Simulating yield potential by irrigation and yield gap of rainfed soybean using APEX model in a humid region

Soybean is generally grown under rainfed conditions in a humid region, Mississippi, USA. In order to determine how much maximum yield could be increased by irrigation, it is crucial to investigate the yield potential (Yp) without any drought stress and yield gap (Yg, between Yp and rainfed yield (Yw)). Further, it is also important to determine the amount of irrigation water needed to alleviate any drought stress during the entire growing season, and conduct cost-return analysis for irrigated soybean. Therefore, the objectives of this study were to: (1) simulate Yp, analyze Yg and determine the irrigation timing and amount needed to achieve Yp for soybean using the Agricultural Policy/Environmental eXtender (APEX) model; and (2) compute water use efficiency (WUE), irrigation water use efficiency (IWUE) and conduct the cost-return analysis on irrigation events.
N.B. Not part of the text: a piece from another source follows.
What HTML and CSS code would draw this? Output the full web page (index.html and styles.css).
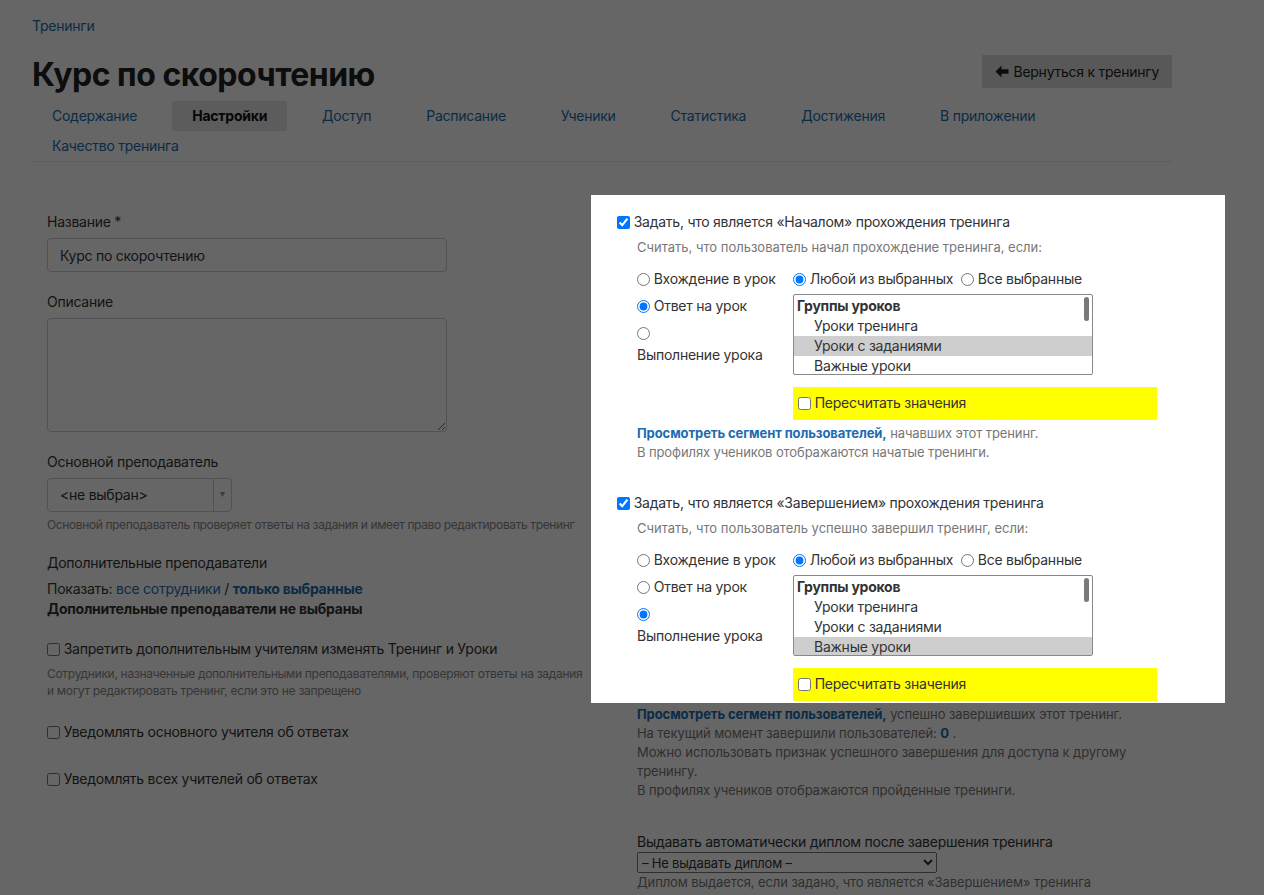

Simulated Yp of soybean without water stress for nine soil types from 2002 to 2014 ranged from 4.47 to 6.51 Mg ha−1, and was strongly correlated with accumulative solar radiation during the growing season (R2 = 0.71, P ≤ 0.01). The Yg in dry years was much higher than that in normal and wet years, with average Yg of 1.58, 0.60 and 0.71 Mg ha−1 for dry, normal and wet years, respectively. Griffith, Sumter and Demopolis soils had the highest average Yg over 13 years, ranging from 1.37 to 1.60 Mg ha−1. The average irrigation amount was 308, 192 and 157 mm in dry, normal and wet years, respectively. The average irrigation amount was 75 mm from R1 to R8 stages. The WUE of nine soil types from 2002 to 2014, under non-limiting water conditions, ranged from 9.5 to 13.8 kg ha−1 mm−1. The magnitude of Yg was the principle factor affecting IWUE among nine soil types. The average IWUE over 13 years ranged from 1.8 to 7.8 kg ha−1 mm−1 for nine soil types. Compared with a rainfed condition, average net return of irrigated soybean increased by 93 $ ha−1 (dollar per hectare) among nine soil types from 2002 to 2014. The average net return increased by 195, 58 and 70 $ ha−1 for dry, normal and wet years, respectively.